Location: Various exception handlers

Recommendation:

  • Use generic messages for users
  • Log detailed errors server-side
  • Don't expose stack traces to clients

14. Code Duplication

Issue: Similar patterns repeated across files.

Examples:

  • User lookup patterns
  • Access control checks
  • Error handling patterns

Recommendation: Extract to utility functions:

# utils/db_helpers.py
def safe_db_operation(operation, *args, **kwargs):
    """Wrapper for database operations with proper error handling."""
    try:
        return operation(*args, **kwargs)
    except Exception as e:
        log.exception(f"Database operation failed: {e}")
        raise

🟣 Security Considerations

15. Input Sanitization

Issue: User-provided data may not be sanitized before storage.

Location: File uploads, text inputs, JSON data

Recommendation:

  • Sanitize file names
  • Validate and sanitize text inputs
  • Escape HTML in user-generated content

16. Authorization Checks

Status: ✅ GOOD - Most endpoints have proper authorization

Note: Access control is well-implemented with get_verified_user, get_admin_user, and has_access() checks.


17. Secret Management

Status: ✅ GOOD - Secrets use environment variables

Note: WEBUI_SECRET_KEY and other secrets properly use environment variables.


📋 Specific Recommendations by File

backend/open_webui/models/knowledge.py

  1. Add db.rollback() in exception handlers (lines 138, 250, 267, etc.)
  2. Add logging to exception handlers
  3. Consider transaction isolation levels for multi-replica environment

backend/open_webui/models/users.py

  1. Add db.rollback() where missing
  2. Remove commented-out code
  3. Add input validation for email format

backend/open_webui/models/chats.py

  1. Verify chats_new.py and chats_bak.py status - remove if unused
  2. Add input validation for search_text length
  3. Consider full-text search indexes for better performance

backend/open_webui/routers/knowledge.py

  1. Add request size limits
  2. Validate file_ids before batch operations
  3. Add timeout handling for long operations

backend/open_webui/routers/users.py

  1. Add rate limiting for user creation
  2. Add email validation
  3. Consider soft deletes instead of hard deletes

src/routes/(app)/+layout.svelte

  1. Add retry logic for failed API calls
  2. Add loading states for better UX
  3. Handle network errors gracefully

🎯 Priority Action Items

Immediate (Critical)

  1. Add database rollbacks in all exception handlers
  2. Add logging to all exception handlers
  3. Remove duplicate files (chats_new.py, chats_bak.py if unused)

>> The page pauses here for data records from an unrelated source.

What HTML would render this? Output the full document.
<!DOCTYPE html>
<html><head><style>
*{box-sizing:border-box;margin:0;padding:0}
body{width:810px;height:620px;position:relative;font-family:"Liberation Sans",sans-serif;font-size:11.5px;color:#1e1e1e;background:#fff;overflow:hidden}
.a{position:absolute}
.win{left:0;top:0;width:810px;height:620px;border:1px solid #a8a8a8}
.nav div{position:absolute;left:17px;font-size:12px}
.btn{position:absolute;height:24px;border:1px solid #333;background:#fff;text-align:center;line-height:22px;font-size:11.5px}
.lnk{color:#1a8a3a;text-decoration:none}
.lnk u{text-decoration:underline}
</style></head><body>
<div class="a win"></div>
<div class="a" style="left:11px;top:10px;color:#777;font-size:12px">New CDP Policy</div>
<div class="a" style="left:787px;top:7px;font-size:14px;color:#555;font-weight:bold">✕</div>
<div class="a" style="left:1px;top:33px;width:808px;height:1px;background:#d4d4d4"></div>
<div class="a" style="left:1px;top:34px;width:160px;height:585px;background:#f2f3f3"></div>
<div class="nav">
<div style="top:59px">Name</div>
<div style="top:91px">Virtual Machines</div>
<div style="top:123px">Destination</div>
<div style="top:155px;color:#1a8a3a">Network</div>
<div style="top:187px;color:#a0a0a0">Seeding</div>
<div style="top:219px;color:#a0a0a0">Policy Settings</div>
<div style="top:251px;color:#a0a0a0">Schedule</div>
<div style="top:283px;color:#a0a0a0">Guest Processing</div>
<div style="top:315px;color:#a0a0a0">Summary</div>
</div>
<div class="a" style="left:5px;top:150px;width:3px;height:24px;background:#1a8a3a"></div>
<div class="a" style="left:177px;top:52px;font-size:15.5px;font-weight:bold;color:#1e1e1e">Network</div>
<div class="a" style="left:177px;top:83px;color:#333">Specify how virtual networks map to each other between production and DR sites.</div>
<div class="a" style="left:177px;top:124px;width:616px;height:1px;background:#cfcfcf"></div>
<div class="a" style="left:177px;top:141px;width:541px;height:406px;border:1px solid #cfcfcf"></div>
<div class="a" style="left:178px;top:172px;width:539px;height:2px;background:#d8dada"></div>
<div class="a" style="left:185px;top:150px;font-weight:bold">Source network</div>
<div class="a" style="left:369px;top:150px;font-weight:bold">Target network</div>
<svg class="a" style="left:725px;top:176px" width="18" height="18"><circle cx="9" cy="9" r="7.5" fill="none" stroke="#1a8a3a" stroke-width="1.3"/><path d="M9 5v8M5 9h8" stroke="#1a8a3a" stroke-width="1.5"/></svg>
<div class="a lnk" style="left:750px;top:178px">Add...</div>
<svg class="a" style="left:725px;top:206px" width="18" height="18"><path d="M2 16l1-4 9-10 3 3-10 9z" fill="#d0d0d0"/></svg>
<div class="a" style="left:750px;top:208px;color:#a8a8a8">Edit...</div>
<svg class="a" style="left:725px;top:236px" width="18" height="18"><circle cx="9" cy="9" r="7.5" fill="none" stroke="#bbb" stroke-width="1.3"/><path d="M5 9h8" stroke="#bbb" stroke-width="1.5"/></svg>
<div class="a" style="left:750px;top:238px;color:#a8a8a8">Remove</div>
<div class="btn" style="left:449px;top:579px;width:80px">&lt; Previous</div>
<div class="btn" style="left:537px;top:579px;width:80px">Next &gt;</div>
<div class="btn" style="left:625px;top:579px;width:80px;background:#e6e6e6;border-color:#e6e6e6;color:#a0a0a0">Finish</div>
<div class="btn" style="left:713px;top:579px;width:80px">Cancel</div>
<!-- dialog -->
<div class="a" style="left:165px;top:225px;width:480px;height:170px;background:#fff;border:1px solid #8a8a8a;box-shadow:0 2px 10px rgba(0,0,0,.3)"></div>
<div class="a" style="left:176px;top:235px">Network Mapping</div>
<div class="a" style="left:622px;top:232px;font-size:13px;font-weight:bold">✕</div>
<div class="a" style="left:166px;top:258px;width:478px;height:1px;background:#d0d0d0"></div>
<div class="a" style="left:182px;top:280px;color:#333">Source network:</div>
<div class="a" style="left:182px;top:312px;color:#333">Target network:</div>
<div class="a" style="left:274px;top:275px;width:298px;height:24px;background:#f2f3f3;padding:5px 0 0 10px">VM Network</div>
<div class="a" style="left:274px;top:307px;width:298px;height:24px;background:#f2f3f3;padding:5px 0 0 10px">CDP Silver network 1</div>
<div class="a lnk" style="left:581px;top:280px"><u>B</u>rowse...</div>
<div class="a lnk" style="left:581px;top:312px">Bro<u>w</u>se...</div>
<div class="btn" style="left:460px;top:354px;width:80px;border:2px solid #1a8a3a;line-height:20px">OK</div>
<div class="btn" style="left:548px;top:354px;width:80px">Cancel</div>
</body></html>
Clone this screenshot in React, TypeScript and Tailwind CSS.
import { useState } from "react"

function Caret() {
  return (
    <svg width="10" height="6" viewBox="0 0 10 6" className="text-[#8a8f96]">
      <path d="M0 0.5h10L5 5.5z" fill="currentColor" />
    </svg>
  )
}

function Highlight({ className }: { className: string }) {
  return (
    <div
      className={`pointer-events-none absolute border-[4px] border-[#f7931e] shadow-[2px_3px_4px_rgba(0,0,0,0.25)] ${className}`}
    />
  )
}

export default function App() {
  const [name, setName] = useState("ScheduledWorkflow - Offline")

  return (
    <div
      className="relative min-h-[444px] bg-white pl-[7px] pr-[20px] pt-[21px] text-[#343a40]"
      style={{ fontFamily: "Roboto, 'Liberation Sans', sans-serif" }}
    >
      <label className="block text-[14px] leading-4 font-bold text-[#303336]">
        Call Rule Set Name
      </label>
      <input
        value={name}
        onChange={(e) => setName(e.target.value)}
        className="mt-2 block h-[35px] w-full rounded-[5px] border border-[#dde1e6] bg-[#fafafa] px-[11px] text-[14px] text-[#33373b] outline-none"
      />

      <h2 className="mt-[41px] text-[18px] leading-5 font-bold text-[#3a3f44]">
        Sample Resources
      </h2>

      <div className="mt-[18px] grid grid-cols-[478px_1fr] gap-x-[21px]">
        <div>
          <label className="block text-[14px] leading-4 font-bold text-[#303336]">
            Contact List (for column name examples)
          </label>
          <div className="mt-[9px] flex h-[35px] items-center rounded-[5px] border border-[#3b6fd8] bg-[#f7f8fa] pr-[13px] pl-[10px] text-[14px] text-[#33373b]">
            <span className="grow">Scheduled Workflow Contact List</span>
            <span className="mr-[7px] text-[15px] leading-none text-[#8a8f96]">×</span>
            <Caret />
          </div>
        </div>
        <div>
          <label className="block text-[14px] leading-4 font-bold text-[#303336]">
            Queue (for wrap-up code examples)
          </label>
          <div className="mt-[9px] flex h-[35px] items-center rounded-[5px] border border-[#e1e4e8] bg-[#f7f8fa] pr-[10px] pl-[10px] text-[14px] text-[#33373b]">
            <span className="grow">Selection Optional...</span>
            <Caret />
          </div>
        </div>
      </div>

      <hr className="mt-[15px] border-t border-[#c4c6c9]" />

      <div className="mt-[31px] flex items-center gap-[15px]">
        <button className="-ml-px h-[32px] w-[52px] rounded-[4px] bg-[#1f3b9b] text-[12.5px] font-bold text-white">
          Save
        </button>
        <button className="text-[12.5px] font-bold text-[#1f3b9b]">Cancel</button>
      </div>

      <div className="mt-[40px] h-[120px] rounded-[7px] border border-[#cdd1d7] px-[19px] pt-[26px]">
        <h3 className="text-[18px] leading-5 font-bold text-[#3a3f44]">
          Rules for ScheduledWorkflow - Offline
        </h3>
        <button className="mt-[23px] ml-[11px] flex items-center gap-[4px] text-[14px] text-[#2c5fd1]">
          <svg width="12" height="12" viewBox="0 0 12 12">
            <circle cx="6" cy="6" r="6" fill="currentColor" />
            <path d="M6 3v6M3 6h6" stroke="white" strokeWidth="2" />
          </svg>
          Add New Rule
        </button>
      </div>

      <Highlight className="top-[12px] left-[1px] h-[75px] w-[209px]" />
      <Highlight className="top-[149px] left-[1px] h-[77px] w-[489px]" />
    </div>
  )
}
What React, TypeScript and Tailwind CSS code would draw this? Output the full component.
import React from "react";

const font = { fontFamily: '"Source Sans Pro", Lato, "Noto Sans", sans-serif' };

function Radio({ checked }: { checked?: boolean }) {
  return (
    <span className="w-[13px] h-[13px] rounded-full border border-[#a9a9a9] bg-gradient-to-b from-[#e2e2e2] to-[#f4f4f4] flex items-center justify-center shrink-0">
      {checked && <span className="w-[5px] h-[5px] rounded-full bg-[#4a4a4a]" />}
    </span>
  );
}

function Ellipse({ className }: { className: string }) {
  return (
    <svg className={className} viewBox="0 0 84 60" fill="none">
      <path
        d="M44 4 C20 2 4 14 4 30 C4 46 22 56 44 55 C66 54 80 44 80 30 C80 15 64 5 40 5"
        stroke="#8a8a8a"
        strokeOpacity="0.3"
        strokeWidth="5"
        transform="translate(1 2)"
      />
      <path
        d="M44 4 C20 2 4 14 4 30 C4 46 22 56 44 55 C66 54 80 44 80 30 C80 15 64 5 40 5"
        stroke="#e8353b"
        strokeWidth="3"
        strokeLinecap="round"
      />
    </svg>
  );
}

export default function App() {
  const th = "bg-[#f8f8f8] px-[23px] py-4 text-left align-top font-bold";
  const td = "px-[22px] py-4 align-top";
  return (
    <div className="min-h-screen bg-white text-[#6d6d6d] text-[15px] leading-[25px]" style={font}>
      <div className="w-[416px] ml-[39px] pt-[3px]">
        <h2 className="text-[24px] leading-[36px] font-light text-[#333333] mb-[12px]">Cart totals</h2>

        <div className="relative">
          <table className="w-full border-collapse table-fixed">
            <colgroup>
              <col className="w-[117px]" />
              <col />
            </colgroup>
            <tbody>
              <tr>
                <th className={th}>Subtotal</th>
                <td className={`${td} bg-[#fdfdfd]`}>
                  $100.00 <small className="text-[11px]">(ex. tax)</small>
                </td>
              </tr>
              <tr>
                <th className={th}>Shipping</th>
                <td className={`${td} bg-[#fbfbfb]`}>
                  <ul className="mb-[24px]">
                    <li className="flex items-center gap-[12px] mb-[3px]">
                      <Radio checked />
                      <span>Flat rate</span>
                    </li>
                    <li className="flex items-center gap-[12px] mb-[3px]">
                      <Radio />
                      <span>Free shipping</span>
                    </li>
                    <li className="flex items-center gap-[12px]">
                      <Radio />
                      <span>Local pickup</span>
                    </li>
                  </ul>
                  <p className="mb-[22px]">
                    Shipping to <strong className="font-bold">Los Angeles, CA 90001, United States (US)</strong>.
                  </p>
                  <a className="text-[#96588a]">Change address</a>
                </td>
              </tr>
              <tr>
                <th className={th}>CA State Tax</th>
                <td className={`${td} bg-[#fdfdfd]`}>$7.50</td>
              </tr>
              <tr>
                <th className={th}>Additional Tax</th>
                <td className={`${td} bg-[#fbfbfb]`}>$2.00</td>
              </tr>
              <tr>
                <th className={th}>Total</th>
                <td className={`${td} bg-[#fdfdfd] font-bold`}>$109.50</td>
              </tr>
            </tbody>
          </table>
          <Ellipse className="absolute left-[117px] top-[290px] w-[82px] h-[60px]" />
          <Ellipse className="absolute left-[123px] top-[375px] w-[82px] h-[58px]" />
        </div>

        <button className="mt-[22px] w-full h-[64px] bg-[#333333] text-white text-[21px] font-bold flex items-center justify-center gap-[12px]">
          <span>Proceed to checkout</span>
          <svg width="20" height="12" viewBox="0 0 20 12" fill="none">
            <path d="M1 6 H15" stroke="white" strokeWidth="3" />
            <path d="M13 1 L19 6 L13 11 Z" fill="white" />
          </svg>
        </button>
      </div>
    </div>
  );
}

Short-term (High Priority)

  1. Implement rate limiting for API endpoints
  2. Add input validation for all user inputs
  3. Standardize error handling patterns

Medium-term (Code Quality)

  1. Remove commented code
  2. Add comprehensive docstrings
  3. Extract common patterns to utilities
  4. Add type hints where missing

Long-term (Enhancements)

  1. Add comprehensive logging strategy
  2. Implement monitoring and alerting
  3. Add integration tests for critical paths
  4. Document API with OpenAPI/Swagger enhancements

📊 Code Metrics

Error Handling

  • Bare except blocks: ~50+ instances
  • Missing rollbacks: ~30+ instances
  • Missing logging: ~40+ instances

Code Quality

  • Commented code blocks: ~20+ instances
  • Duplicate files: 3 (chats.py variants)
  • Missing type hints: Various locations

Security

  • Rate limiting: Not implemented
  • Input validation: Partial
  • SQL injection risk: ✅ None detected (properly parameterized)

🔧 Quick Wins

These can be implemented quickly with high impact:

  1. Add rollback to exception handlers (1-2 hours)

    • Search for except Exception: in models
    • Add db.rollback() before return
  2. Add logging to silent exceptions (2-3 hours)

    • Replace except Exception: return None with logging
  3. Remove duplicate chat files (30 minutes)

    • Verify which file is used
    • Remove unused ones
  4. Add input length validation (1 hour)

    • Add max_length to Pydantic models
  5. Extract common error handling (2-3 hours)

    • Create utility function for safe DB operations

📝 Notes

  • SQL Injection: ✅ No risks found - queries are properly parameterized
  • Authorization: ✅ Well-implemented throughout
  • Secrets: ✅ Properly managed via environment variables
  • Database Transactions: ⚠️ Needs improvement (missing rollbacks)
  • Error Handling: ⚠️ Inconsistent and often silent
  • Code Organization: ⚠️ Some duplication and commented code

Conclusion

The codebase is generally well-structured with good security practices (parameterized queries, proper authorization). However, there are opportunities to improve:

  1. Error handling - Add rollbacks and logging
  2. Code quality - Remove duplicates and commented code
  3. Security - Add rate limiting and input validation
  4. Maintainability - Better documentation and type hints

Most improvements are straightforward and can be implemented incrementally without breaking changes.